> [Set exercise] Check every line below for the word "React" and copy each one that has it.

— start of Dataset content —

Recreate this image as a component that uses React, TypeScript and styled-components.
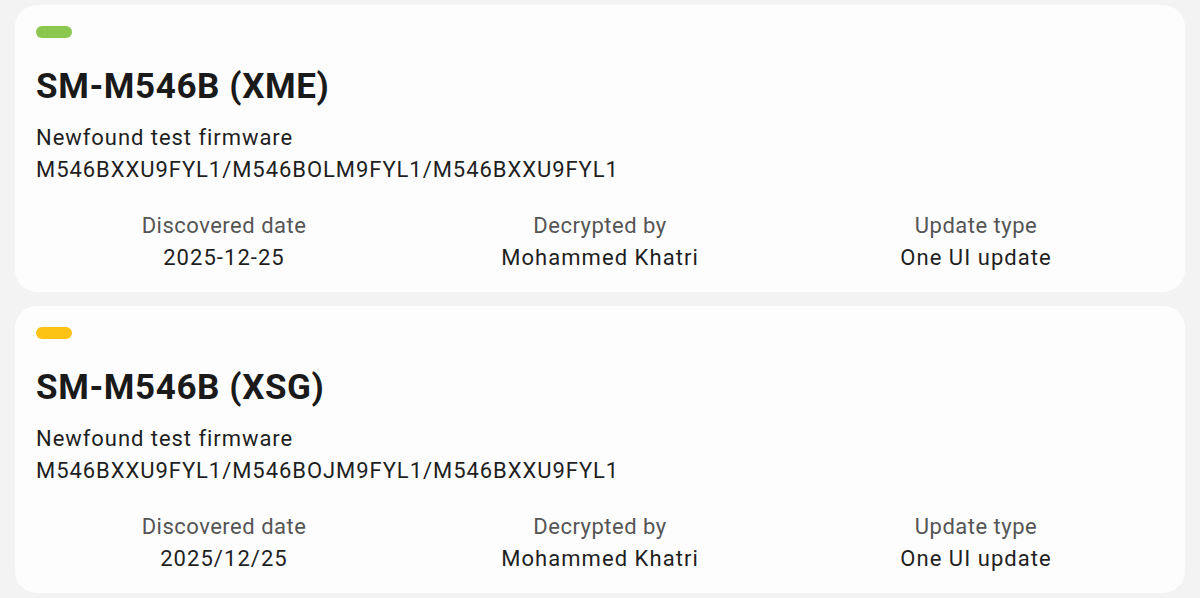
import React from "react";
import styled, { createGlobalStyle } from "styled-components";

const GlobalStyle = createGlobalStyle`
  html, body {
    margin: 0;
    padding: 0;
    background: #f3f3f3;
  }
  body {
    font-family: Roboto, "Noto Sans", "Liberation Sans", sans-serif;
    -webkit-font-smoothing: antialiased;
  }
`;

const Page = styled.div`
  display: flex;
  flex-direction: column;
  gap: 14px;
  padding: 5px 15px 6px 15px;
  width: 1200px;
  box-sizing: border-box;
`;

const Card = styled.section`
  background: #fdfdfd;
  border-radius: 22px;
  padding: 21px 21px 18px 21px;
  display: flex;
  flex-direction: column;
`;

const Pill = styled.div<{ $color: string }>`
  width: 36px;
  height: 12px;
  border-radius: 6px;
  background: ${(p) => p.$color};
`;

const Title = styled.h2`
  margin: 27px 0 0 0;
  font-size: 35px;
  line-height: 44px;
  font-weight: 700;
  color: #1a1a1a;
  letter-spacing: 0.6px;
`;

const Desc = styled.div`
  margin-top: 13px;
  font-size: 22px;
  line-height: 32px;
  color: #1f1f1f;
  letter-spacing: 0.95px;
`;

const InfoRow = styled.div`
  margin-top: 24px;
  display: grid;
  grid-template-columns: repeat(3, 1fr);
`;

const InfoCell = styled.div`
  display: flex;
  flex-direction: column;
  align-items: center;
  text-align: center;
`;

const Label = styled.span`
  font-size: 22px;
  line-height: 32px;
  color: #555555;
  letter-spacing: 0.5px;
`;

const Value = styled.span`
  font-size: 22px;
  line-height: 32px;
  color: #1f1f1f;
  letter-spacing: 1.05px;
`;

type Item = {
  color: string;
  title: string;
  firmware: string;
  date: string;
  by: string;
  type: string;
};

const items: Item[] = [
  {
    color: "#8bc750",
    title: "SM-M546B (XME)",
    firmware: "M546BXXU9FYL1/M546BOLM9FYL1/M546BXXU9FYL1",
    date: "2025-12-25",
    by: "Mohammed Khatri",
    type: "One UI update",
  },
  {
    color: "#fcc314",
    title: "SM-M546B (XSG)",
    firmware: "M546BXXU9FYL1/M546BOJM9FYL1/M546BXXU9FYL1",
    date: "2025/12/25",
    by: "Mohammed Khatri",
    type: "One UI update",
  },
];

export default function App() {
  return (
    <>
      <GlobalStyle />
      <Page>
        {items.map((it) => (
          <Card key={it.title}>
            <Pill $color={it.color} />
            <Title>{it.title}</Title>
            <Desc>
              Newfound test firmware
              <br />
              {it.firmware}
            </Desc>
            <InfoRow>
              <InfoCell>
                <Label>Discovered date</Label>
                <Value>{it.date}</Value>
              </InfoCell>
              <InfoCell>
                <Label>Decrypted by</Label>
                <Value>{it.by}</Value>
              </InfoCell>
              <InfoCell>
                <Label>Update type</Label>
                <Value>{it.type}</Value>
              </InfoCell>
            </InfoRow>
          </Card>
        ))}
      </Page>
    </>
  );
}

— end of Dataset content —

> [Written solution]
Recreate this image as a component that uses React, TypeScript and styled-components.
import React from "react";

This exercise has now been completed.